Quando começou essa história de aulas
remotas, pensei logo 'Não vou conseguir'. Entravam aí, claro, insegurança e
contumaz desacerto com internet. Entrava aí minha preocupação com o Dante, eu
tendo que estar com ele, ele atrás de mim, eu me lembrava do Robert Kelly dando
entrevista para a BBC: entra a filha dançando, entra o bebê no andador, entra a
mãe desesperada atrás, puxando filha filho andador e porta. Foi engraçado mas
preferi ver a resposta a isso: se fosse mulher, ela iria sentar a criança no
colo, dar de mamar se necessário e continuar a entrevista.
Nela me inspirei quando anuí: partiu, mas vai ser
como der, como for possível, tenho filho autista em casa e, como já se disse,
tão acertadamente, "não são os filhos que invadem o trabalho, foi o
trabalho que invadiu a vida de filhos e família".

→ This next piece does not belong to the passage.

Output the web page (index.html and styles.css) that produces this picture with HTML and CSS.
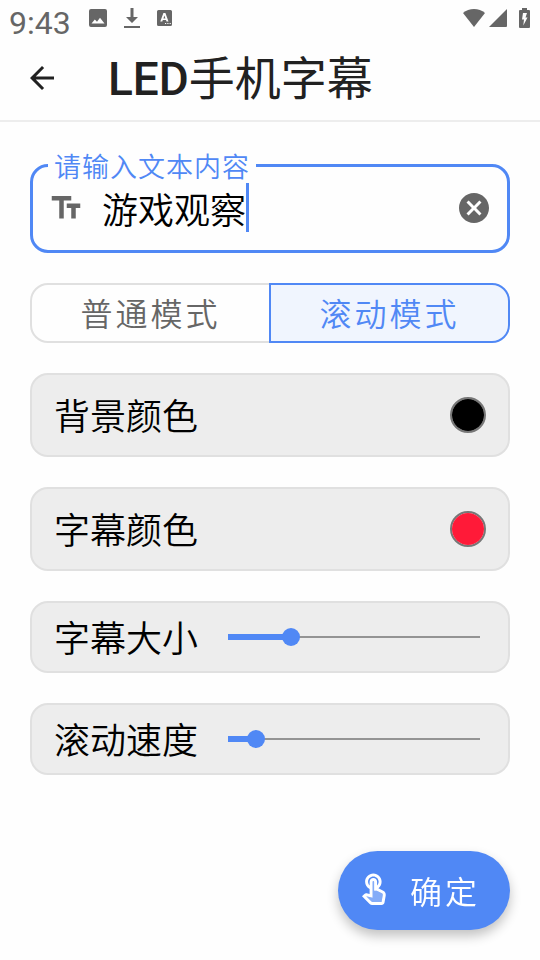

Quando o filho é autista, a parada complica, quem disser que
é a mesma coisa leva sopapo. Virtual.
Dei um curso sobre Pink Floyd que ia das 7 às 7:50. Estive à
frente de uma roda de conversa chamada "(Precisamos falar sobre) Autismo
na Quarentena", que ia das 7:50 às 8:40. Éramos só nós dois. E tantas
outras aulas e orientações. Minha tranquilidade é ouvir o ranger da rede, ao
menos sei onde ele está e que está bem. Os alunos também ouvem o ranger e sabem
onde está o Dante.
Num dia de roda de conversa, ele estava muito quieto, o que
não é bom sinal. Quando terminei, vi que ele arrastara a poltrona para o meio
da sala e nela se refestelara com seu tablet. Suspirei. Tá, Dante, você quer
mais chocolate?
Num dia de Pink Floyd, analisávamos e ouvíamos o The Wall enquanto da sala vinham
barulhos preocupantes e depois um silêncio ensurdecedor. Terminada a aula,
corri para lá apenas para encontrá-lo pelado na rede, as quatro cadeiras da
mesa da sala na varanda. Assim que me viu, falou em sua língua tonal, como se
me visse pela primeira vez: Papaaaaaiii!
Mas foi depois do último encontro das conversas sobre
autismo que ele executou sua magnum opus. O padrão se repetiu: primeiros
barulhos suspeitosos, depois o silêncio desejado por Hamlet. Quando cheguei na
sala, a poltrona estava no centro, o sofá bloqueava a porta da frente e as
quatro cadeiras, grandes, empilhadas na cozinha.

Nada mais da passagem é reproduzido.